The final problem will be the sheer size of everything. I was thinking of somehow down-sampling all of the images to a slighter lower quality which should squeeze out some more space.

I really have to think over that a bit more.

|

Similar entries

Comments

Nice work. I have been thinking about getting Wikipedia on my laptop for some time now, but I ran into the problem of no ready-made tools to do it for me.

I was thinking of getting a local running copy of Mediawiki, and I thought about crawling. Never did connect the two :D.

I wish you the best of luck, and I will check back to your site to see whats going on.

P.S. What do you think of also applying the same technique to Wiktionary? The Wiktionary DB is a bit less than 100MB.

Meanwhile I tried out several things regarding offline-Wikipedia, see my latest post for experiences.

About the Wiktionary... Well, I stumbled over that word but never actually had a look at it, what it is all about and so on. But did that after seeing your comment, looks nice too.

It would surely be an option after I have mastered the problems with Wikipedia itself.

Thanks for the hint!

Hi, my name is Olajide Olaolorun and i am the Project Manager of The Uniform Server. I would like to thank you for the mention.. :D and also say that when you do get Wikipedia on DVD, please send me a link so i can add it to our site/wiki

Thanks again :D

oops.. oh my, i am so sorry.... i didn't know it went through... i was getting an error message and the page didn't go anywhere soemtimes so i though it was not working...

i am so sorry...

No problem Olajinde, I just deleted the excess entries.

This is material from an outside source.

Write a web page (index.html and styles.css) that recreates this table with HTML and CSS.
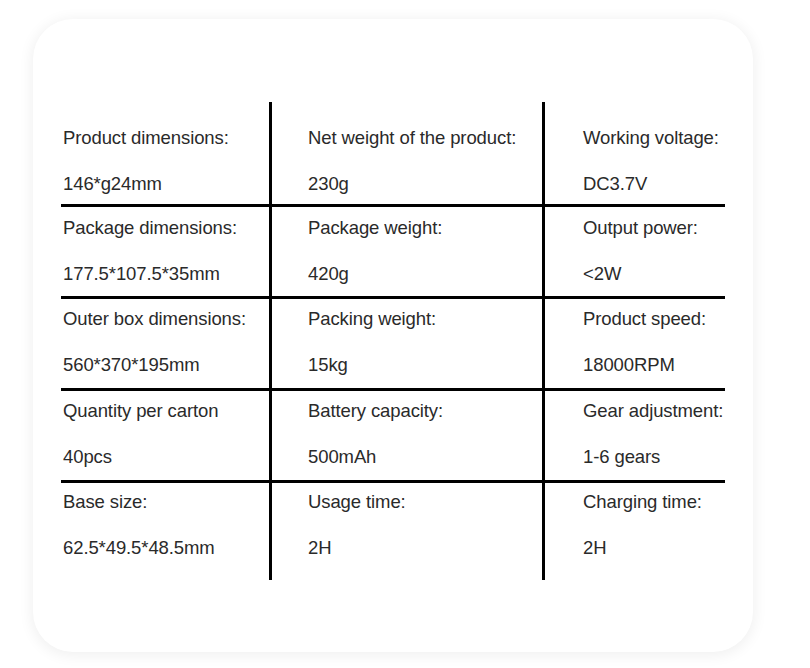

Sadly it turned out that this approach was almost a dead end, see my post http://www.freepgs.com/kosi2801/2005/05/06/coupla_stuff.html

It's not because Uniform Server, its setup went through without any problems or warnings, it's just because WikiMedias internal structure is not quite readonly-media-friendly.

But let me tell you that I'm still using Uniform Server as development platform if I just want to try out minor web-services-stuff I stumble across the net here and there, it has almost everything I need. Great work, thanks.